Einen Info-Dienst hält die Dortmunder DSW21 auch für ihre Mitarbeiter für möglich. "Das hat die Leitstelle bei solchen Gelegenheiten in der Vergangenheit auch schon gemacht", so Sprecherin Britta Heydenbluth. "Wir sind da BVB-erprobt", schiebt sie hinterher. Ansonsten laufe der Verkehrsbetrieb in Dortmund während des WM-Spiels normal, ein offizielles Public Viewing gebe es bei DSW21 nicht. Mit einer Ausnahme: So findet zeitgleich eine Dankeschön-Veranstaltung für Mitarbeiter statt, die sich mit besonderen Ideen im Unternehmen eingebracht haben. Dort stehe das gemeinsame Fußball gucken auf dem Programm. "Es ist aber Zufall, dass diese Veranstaltung gerade zu der Zeit stattfindet."

Der Blick auf den TV-Bildschirm bleibt auch Lokführern gänzlich verwehrt. „Er muss sich auf die Fahrt konzentrieren“, sagt Dirk Pohlmann, Bahnsprecher in NRW. Einzige Hoffnung: ein gut informierter Zugbegleiter, der den aktuellen Spielstand weitergibt.

Industrie

Die kochenden Hochöfen von ThyssenKrupp kühlen während des WM-Spiels der deutschen Mannschaft nicht ab. "Wir halten alle den Atem an, aber nicht die Produktion", so ein Sprecher.
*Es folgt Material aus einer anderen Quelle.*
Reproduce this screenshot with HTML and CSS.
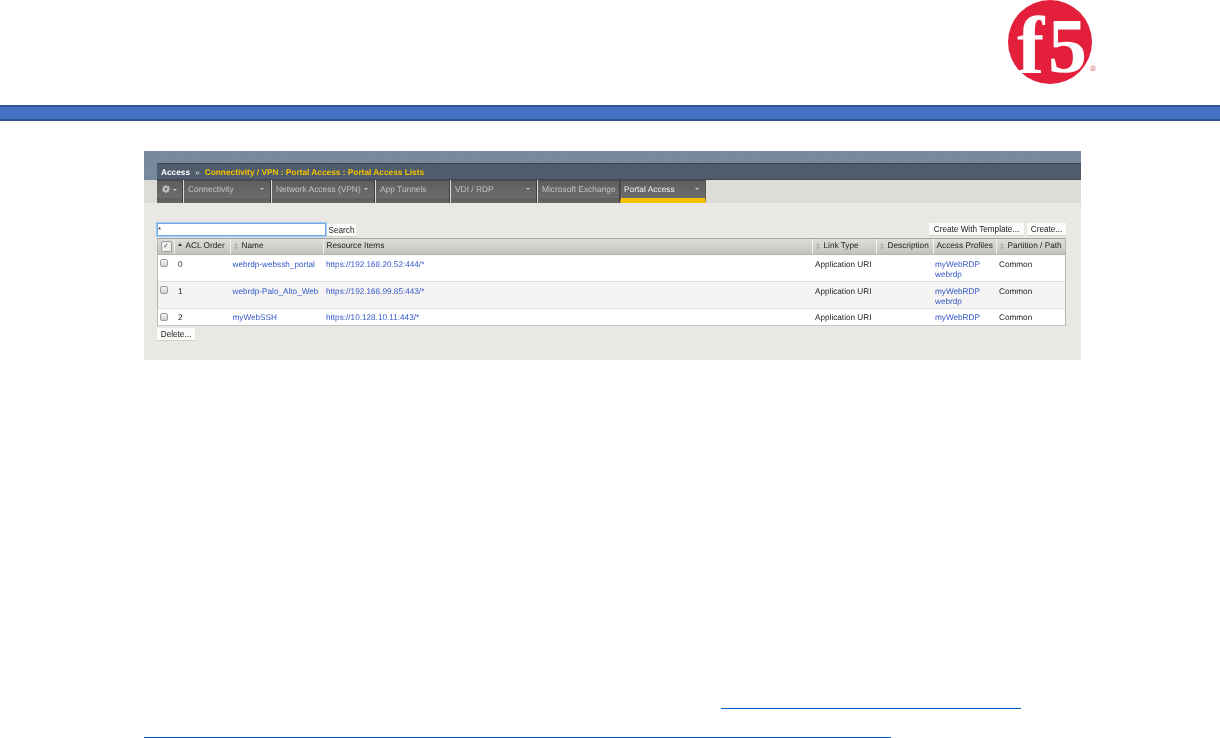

Im Betriebsrestaurant werde jedoch ein Public Viewing angeboten, was - nach Abstimmung mit den Vorgesetzten - von Mitarbeitern besucht werden kann.

Auch interessant

Auch bei Evonik rechtfertigt das WM-Spiel keinen Leerlauf. "Wir haben viele Chemieanlagen, die zum Beispiel aus technischen Gründen rund um die Uhr in Betrieb sind", erklärt das Unternehmen auf Anfrage. Allerdings könnten fußballbegeisterte Mitarbeitern einzelne Schichten tauschen, in Abstimmung mit Vorgesetzten und Kollegen und sofern dies mit betrieblichen Belangen vereinbar ist. Zudem gebe es Pausenzeiten und flexible Arbeitszeiten.

Auch bei RWE steht die Versorgungssicherheit an erster Stelle, weshalb die Arbeit in vielen Bereichen nicht unterbrochen werden könne, so Pressesprecher Lothar Lambertz. "Gerade bei Mitarbeitern im Büro oder im technischen Bereich läuft nebenbei aber sicher häufig das Radio".